Principle of Moments:
The principle of moments states that for an object in equilibrium (not rotating), the sum of the clockwise moments about any point or axis must be equal to the sum of the anticlockwise moments about the same point or axis.
This principle is based on the idea of rotational equilibrium, where an object is not rotating but remains stationary under the influence of external forces. In other words, the object’s tendency to rotate due to the applied forces is balanced out, resulting in a state of balance. To understand the principle of moments more deeply, let’s consider a simple example.
Imagine a plank of wood balanced horizontally on a pivot point or fulcrum. Various forces act on the plank, such as the downward force of gravity acting on its weight and any additional applied forces. To maintain equilibrium, the sum of the moments created by these forces on one side of the fulcrum must be equal to the sum of the moments on the other side.
In practical terms, this means that if you were to sum up all the moments created by the forces on one side of the pivot point (clockwise moments) and compare it to the sum of the moments on the other side (anticlockwise moments), they should balance each other out. If the moments are not balanced, the plank would start to rotate, indicating that the system is not in equilibrium.
The principle of moments is widely applied in various fields of engineering, physics, and everyday life. It is used to analyse and predict the stability of structures, the behaviour of machines, and the balance of objects subjected to external forces. Whether it’s designing bridges, constructing buildings, or understanding the mechanics of simple machines like levers and pulleys, the principle of moments provides a fundamental framework for understanding equilibrium in systems subjected to forces.
Centre of Mass
The centre of mass (COM) is a theoretical point in an object or system where its mass is concentrated. It is the average position of the mass distribution and serves as a useful point for analysing the motion and dynamics of the object or system.
The centre of mass is a point where the entire mass of an object or system can be considered to be concentrated. It is a crucial concept in physics, particularly in the study of motion, collisions, and the equilibrium of objects.
For objects with uniform density and regular shapes, the centre of mass is at the geometric centre. For example, for a uniform rectangular plate, the centre of mass is at the intersection of diagonals. For objects with irregular shapes or non-uniform density, calculating the centre of mass involves integrating the mass distribution.

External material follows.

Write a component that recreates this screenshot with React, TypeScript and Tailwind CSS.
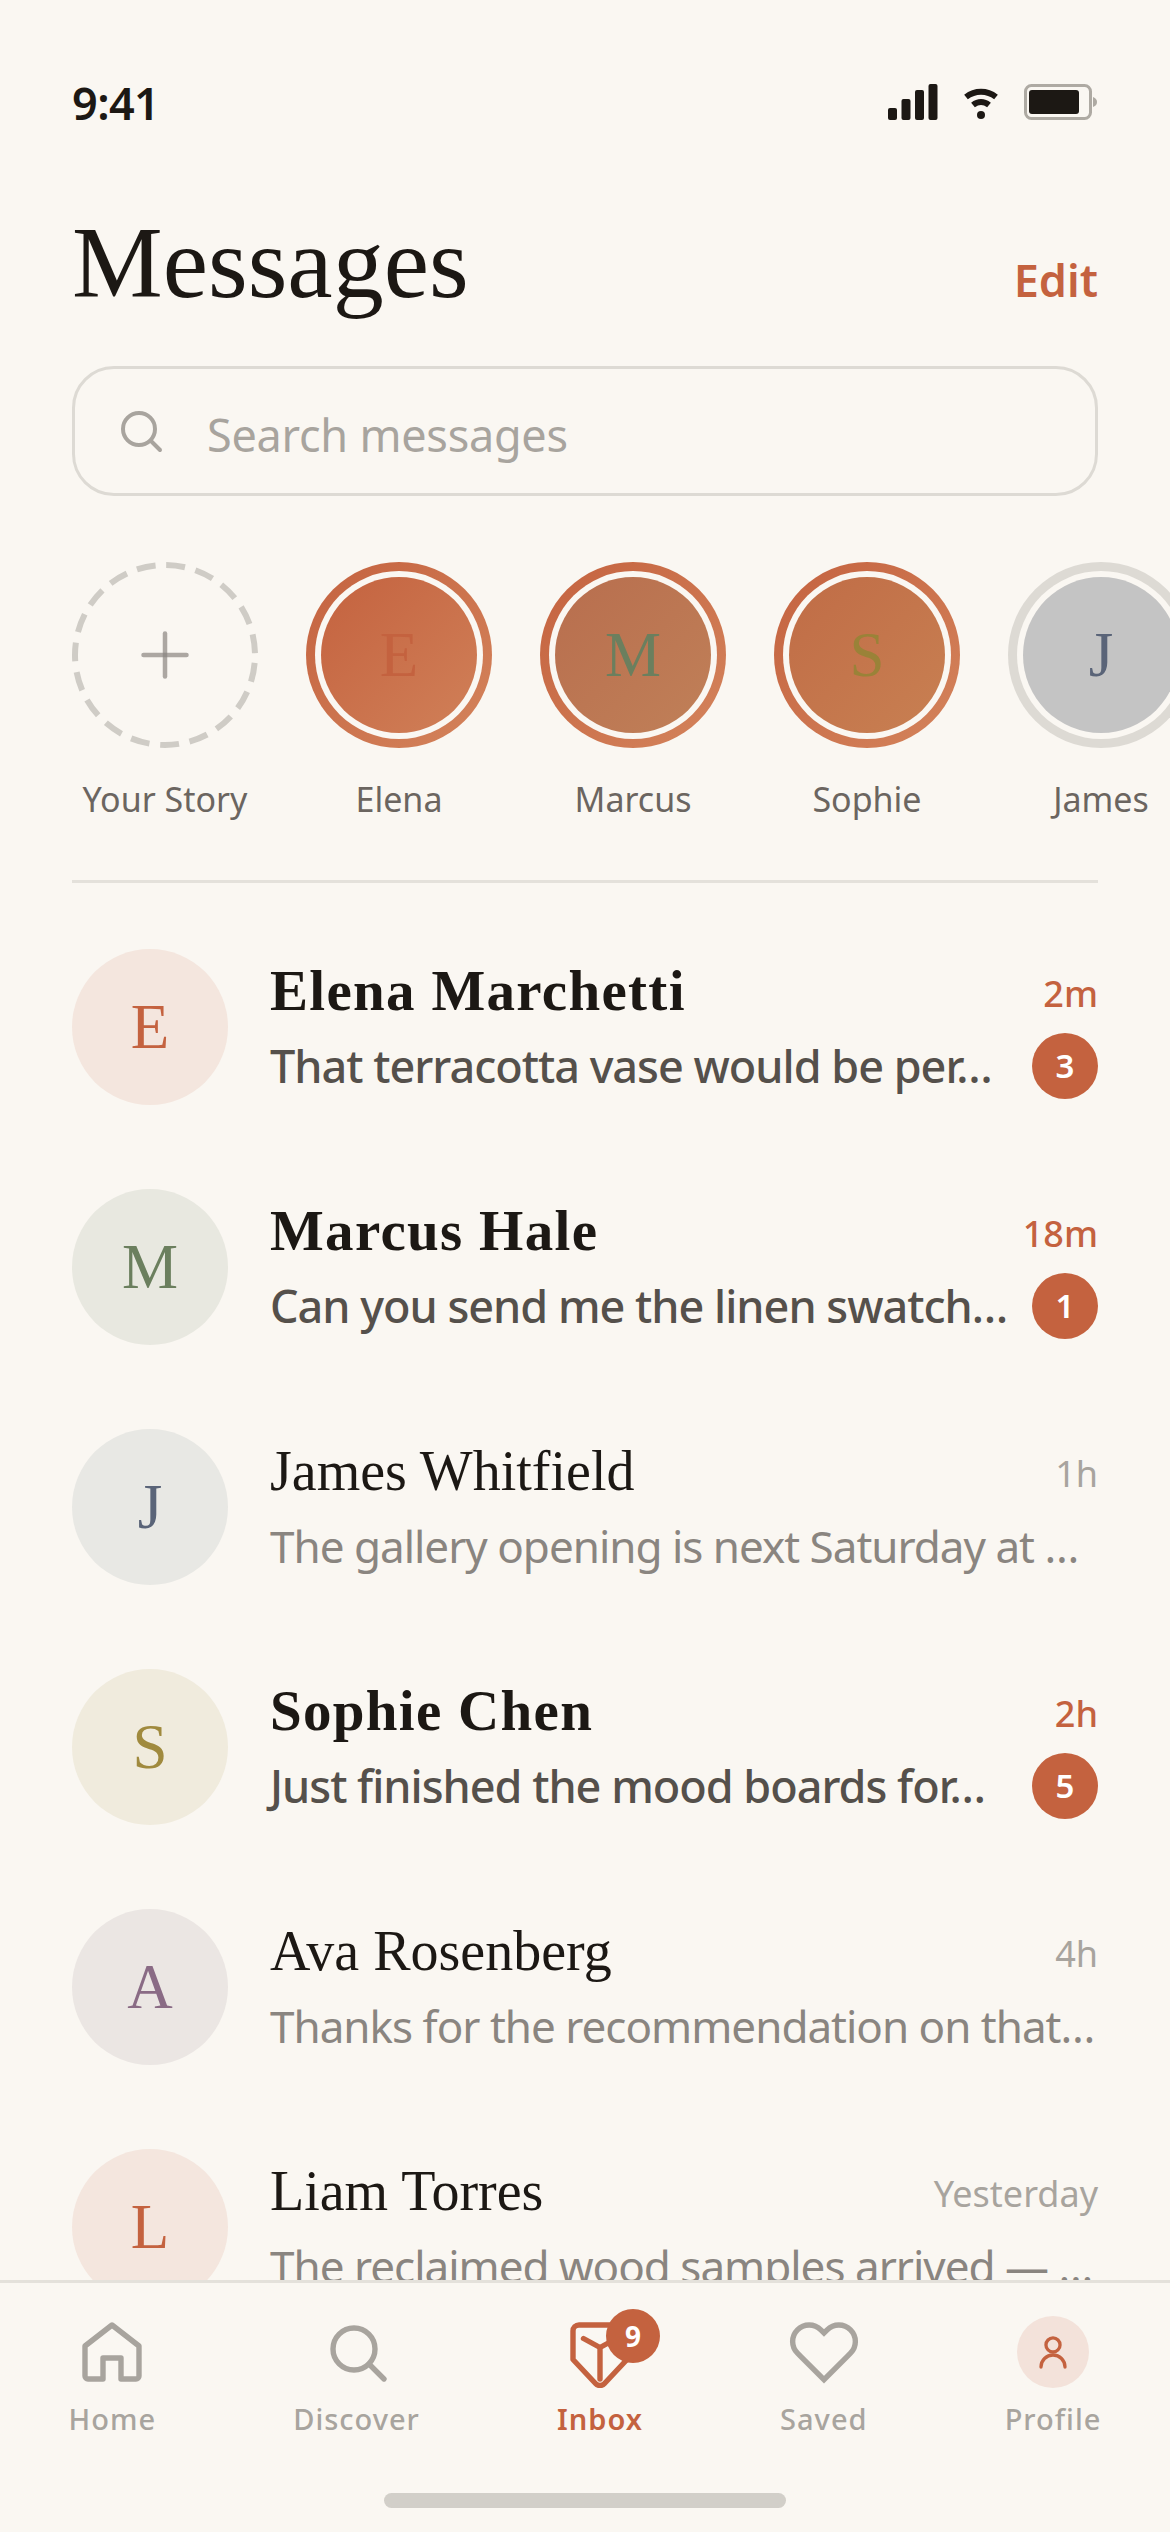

const serif = "font-['Liberation_Serif',serif]";
const rows = [
  { i: 'E', c: 'text-[#C4623F]', b: 'bg-[#F4E6DE]', n: 'Elena Marchetti', m: 'That terracotta vase would be per…', t: '2m', u: 3 },
  { i: 'M', c: 'text-[#6B7F5E]', b: 'bg-[#E8E8E0]', n: 'Marcus Hale', m: 'Can you send me the linen swatch…', t: '18m', u: 1 },
  { i: 'J', c: 'text-[#5A6478]', b: 'bg-[#E8E8E4]', n: 'James Whitfield', m: 'The gallery opening is next Saturday at …', t: '1h', u: 0 },
  { i: 'S', c: 'text-[#A08A3E]', b: 'bg-[#F0EBDD]', n: 'Sophie Chen', m: 'Just finished the mood boards for…', t: '2h', u: 5 },
  { i: 'A', c: 'text-[#8A6B85]', b: 'bg-[#EBE6E3]', n: 'Ava Rosenberg', m: 'Thanks for the recommendation on that…', t: '4h', u: 0 },
  { i: 'L', c: 'text-[#C4623F]', b: 'bg-[#F4E6DE]', n: 'Liam Torres', m: 'The reclaimed wood samples arrived — …', t: 'Yesterday', u: 0 },
];
const stories = [
  { n: 'Elena', i: 'E', c: 'text-[#C4623F]', a: 1, f: 'from-[#C4623F] to-[#D08058]' },
  { n: 'Marcus', i: 'M', c: 'text-[#6B7F5E]', a: 1, f: 'from-[#B86E4E] to-[#C08058]' },
  { n: 'Sophie', i: 'S', c: 'text-[#9A8238]', a: 1, f: 'from-[#C06C46] to-[#C88052]' },
  { n: 'James', i: 'J', c: 'text-[#5A6478]', a: 0, f: 'from-[#C4C4C4] to-[#C4C4C4]' },
];
function Nav({ label, active, children }: { label: string; active?: boolean; children: React.ReactNode }) {
  return (
    <div className="flex flex-col items-center gap-[13px]">
      <div className="relative h-[72px] w-[72px]">{children}</div>
      <span className={`text-[29px] leading-[36px] tracking-[1px] ${active ? 'font-semibold text-[#C4623F]' : 'font-medium text-[#A8A49E]'}`}>{label}</span>
    </div>
  );
}
export default function App() {
  return (
    <div className="relative flex h-[2532px] w-[1170px] flex-col overflow-hidden bg-[#FAF7F2] font-['Noto_Sans',sans-serif]">
      <div className="flex items-end justify-between px-[72px] pt-[78px]">
        <span className="text-[45px] font-semibold leading-[50px] tracking-[-0.6px] text-[#1C1814]">9:41</span>
        <div className="flex items-end gap-[25px] pb-[8px]">
          <svg width="50" height="36" viewBox="0 0 50 36" fill="#1C1814"><rect x="0" y="24" width="9" height="12" rx="2"/><rect x="13.500" y="15" width="9" height="21" rx="2"/><rect x="27" y="6" width="9" height="30" rx="2"/><rect x="40.500" y="0" width="9" height="36" rx="2"/></svg>
          <svg width="36" height="32" viewBox="0 0 36 32" fill="none" stroke="#1C1814" strokeWidth="6"><path d="M3 9c9-7 21-7 30 0"/><path d="M10 17c5-4 11-4 16 0"/><circle cx="18" cy="27" r="4" fill="#1C1814" stroke="none"/></svg>
          <svg width="74" height="36" viewBox="0 0 74 36" fill="none"><rect x="1.500" y="1.500" width="65" height="33" rx="6" stroke="#AEAAA3" strokeWidth="3"/><rect x="5" y="6" width="50" height="24" rx="3" fill="#1C1814"/><path d="M69 13c3 1 4 3 4 5s-1 4-4 5z" fill="#AEAAA3"/></svg>
        </div>
      </div>
      <div className="flex items-end justify-between px-[72px] pt-[75px]">
        <h1 className={`${serif} text-[102px] leading-[120px] text-[#1C1814]`}>Messages</h1>
        <span className="pb-[13px] text-[45px] font-semibold leading-[60px] text-[#C4623F]">Edit</span>
      </div>
      <div className="mx-[72px] mt-[43px] flex h-[130px] items-center gap-[42px] rounded-[42px] border-[3px] border-[#DDDAD4] pl-[42px]">
        <svg width="48" height="48" viewBox="0 0 24 24" fill="none" stroke="#A8A49E" strokeWidth="2" strokeLinecap="round"><circle cx="11" cy="11" r="8"/><path d="M17 17l4.500 4.500"/></svg>
        <span className="pt-[8px] text-[45px] leading-[60px] tracking-[-0.25px] text-[#A8A49E]">Search messages</span>
      </div>
      <div className="mt-[66px] flex gap-[48px] overflow-hidden pl-[72px]">
        <div className="flex w-[186px] shrink-0 flex-col items-center gap-[27px]">
          <div className="flex h-[186px] w-[186px] items-center justify-center">
            <svg width="186" height="186" viewBox="0 0 186 186" fill="none" strokeWidth="6"><circle cx="93" cy="93" r="90" stroke="#CFCCC6" strokeDasharray="19 10.760" strokeDashoffset="-8"/><path d="M93 71.500v43" stroke="#8A8580" strokeOpacity="0.7" strokeWidth="4.500" strokeLinecap="round"/><path d="M71.500 93h43" stroke="#8A8580" strokeOpacity="0.7" strokeWidth="4.500" strokeLinecap="round"/></svg>
          </div>
          <span className="whitespace-nowrap text-[34px] leading-[48px] text-[#6B6560]">Your Story</span>
        </div>
        {stories.map((s) => (
          <div key={s.n} className="flex w-[186px] shrink-0 flex-col items-center gap-[27px]">
            <div className={`h-[186px] w-[186px] shrink-0 rounded-full p-[9px] ${s.a ? 'bg-linear-to-br from-[#C4623F] to-[#D4845C]' : 'bg-[#DDDAD4]'}`}>
              <div className="h-full w-full rounded-full bg-[#FAF7F2] p-[6px]">
                <div className={`flex h-full w-full items-center justify-center rounded-full bg-linear-to-br ${s.f} ${serif} text-[63px] ${s.c}`}>{s.i}</div>
              </div>
            </div>
            <span className="text-[34px] leading-[48px] text-[#6B6560]">{s.n}</span>
          </div>
        ))}
      </div>
      <div className="mx-[72px] mt-[57px] h-[3px] bg-[#E4E1DB]" />
      <div className="relative min-h-0 flex-1 overflow-hidden">
        <div className="flex flex-col gap-[84px] px-[72px] pt-[66px]">
          {rows.map((r) => (
            <div key={r.n} className="flex h-[156px] items-center gap-[42px]">
              <div className={`flex h-[156px] w-[156px] shrink-0 items-center justify-center rounded-full ${r.b} ${r.c} ${serif} text-[63px]`}>{r.i}</div>
              <div className="flex min-w-0 flex-1 flex-col gap-[12px]">
                <div className="flex h-[66px] items-center justify-between">
                  <span className={`${serif} mt-[6px] leading-[60px] text-[#1C1814] ${r.u ? 'text-[57px] font-bold tracking-[1.3px]' : 'text-[56px]'}`}>{r.n}</span>
                  <span className={`mt-[12px] text-[36px] leading-[48px] ${r.u ? 'font-medium text-[#C4623F]' : 'text-[#A8A49E]'}`}>{r.t}</span>
                </div>
                <div className="flex items-center justify-between">
                  <span className={`whitespace-nowrap leading-[66px] ${r.u ? 'text-[45px] font-medium tracking-[-1px] text-[#55504B]' : 'text-[44px] tracking-[-1px] text-[#8A8580]'}`}>{r.m}</span>
                  {r.u > 0 && <span className="flex h-[66px] w-[66px] shrink-0 items-center justify-center rounded-full bg-[#C4623F] text-[33px] font-semibold text-white">{r.u}</span>}
                </div>
              </div>
            </div>
          ))}
        </div>
      </div>
      <div className="h-[252px] shrink-0 border-t-[3px] border-[#E4E1DB] bg-[#FAF7F2] pt-[33px]">
        <div className="flex justify-around">
          <Nav label="Home">
            <svg viewBox="0 0 24 24" fill="none" stroke="#A8A49E" strokeWidth="1.800" strokeLinejoin="round" className="h-full w-full"><path d="M3 10l9-7 9 7v10a1 1 0 0 1-1 1h-5v-7H9v7H4a1 1 0 0 1-1-1z"/></svg>
          </Nav>
          <Nav label="Discover">
            <svg viewBox="0 0 24 24" fill="none" stroke="#A8A49E" strokeWidth="1.800" strokeLinecap="round" className="h-full w-full"><circle cx="11" cy="11" r="7"/><path d="M16 16l5 5"/></svg>
          </Nav>
          <Nav label="Inbox" active>
            <svg viewBox="0 0 24 24" fill="none" stroke="#C4623F" strokeWidth="1.800" strokeLinecap="round" strokeLinejoin="round" className="h-full w-full"><path d="M3 5a2 2 0 0 1 2-2h14a2 2 0 0 1 2 2v9.500l-7.500 8a2 2 0 0 1-3 0L3 14.500z"/><path d="M6.500 7.500l5.500 3 5.500-3M12 10.500V21"/></svg>
            <span className="absolute left-[42px] top-[-7px] flex h-[54px] w-[54px] items-center justify-center rounded-full bg-[#C4623F] text-[28px] font-bold text-white">9</span>
          </Nav>
          <Nav label="Saved">
            <svg viewBox="0 0 24 24" fill="none" stroke="#A8A49E" strokeWidth="1.800" className="h-full w-full"><path d="M20.840 4.610a5.500 5.500 0 0 0-7.780 0L12 5.670l-1.060-1.060a5.500 5.500 0 0 0-7.780 7.780l1.060 1.060L12 21.230l7.780-7.780 1.060-1.060a5.500 5.500 0 0 0 0-7.780z"/></svg>
          </Nav>
          <Nav label="Profile">
            <div className="flex h-full w-full items-center justify-center rounded-full bg-[#F3E2DA]">
              <svg width="36" height="36" viewBox="0 0 24 24" fill="none" stroke="#C4623F" strokeWidth="2.200" strokeLinecap="round"><circle cx="12" cy="7.300" r="4.700"/><path d="M4 22a8 8 0 0 1 16 0"/></svg>
            </div>
          </Nav>
        </div>
      </div>
      <div className="absolute bottom-[24px] left-[384px] h-[15px] w-[402px] rounded-full bg-[#D2CFC9]" />
    </div>
  );
}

Understanding the centre of mass is crucial for analysing the trajectory and motion of projectiles. In collision scenarios, the conservation of momentum involves considering the motion of the centre of mass of the system. In celestial mechanics, the centre of mass of a celestial system (like a planet-moon system) is used to describe the overall motion of the system.
Key Characteristics:
Inertia: The centre of mass is the point around which an object’s mass is evenly distributed, influencing its inertia.
Balance: An object is in stable equilibrium when its centre of mass is above its base of support.
Conservation of Momentum: In an isolated system, the total momentum of the system is conserved if no external forces act. This principle is related to the motion of the centre of mass.
Experiment:
Determining the Center of Mass of a Plane Lamina:
Material required: A plane lamina (a flat, two-dimensional object with uniform thickness and density), A suspension point (a small hook or pin), A plumb line or string with a weight attached Some weights or masses, a ruler or measuring tape and Pen and paper for recording data
Procedure:
Hang the plane lamina from the suspension point using the hook or pin so that it can rotate freely.
Attach the plumb line or string with a weight to the lamina at a point near its edge. This will act as a reference line for measuring distances.
Allow the lamina to come to rest, ensuring that it is balanced and not swinging.
Measure and record the distance from the suspension point to the reference line.
Add a known mass to the lamina at a specific location away from the suspension point.
Ensure that the lamina remains balanced. Again, measure and record the distance from the suspension point to the reference line.
Repeat steps 4-6 for different known masses and locations on the lamina.
Analysis:
For each mass added to the lamina, calculate the torque exerted by the mass using the formula: Moment = Force × Perpendicular Distance.
Plot a graph with torque on the y-axis and perpendicular distance on the x-axis.
The point where the graph intersects the x-axis represents the centre of mass of the plane lamina.
Effect on Stability:
Qualitatively describe how the position of the centre of mass affects the stability of simple objects.
Explain that an object is more stable when its centre of mass is positioned directly above its base of support.
If the centre of mass is outside the base of support, the object is prone to tipping over.
This experiment helps students understand the concept of centre of mass and its importance in determining the stability of objects. By manipulating the mass distribution on the lamina and observing its effects on balance, students gain a practical understanding of how the center of mass influences stability.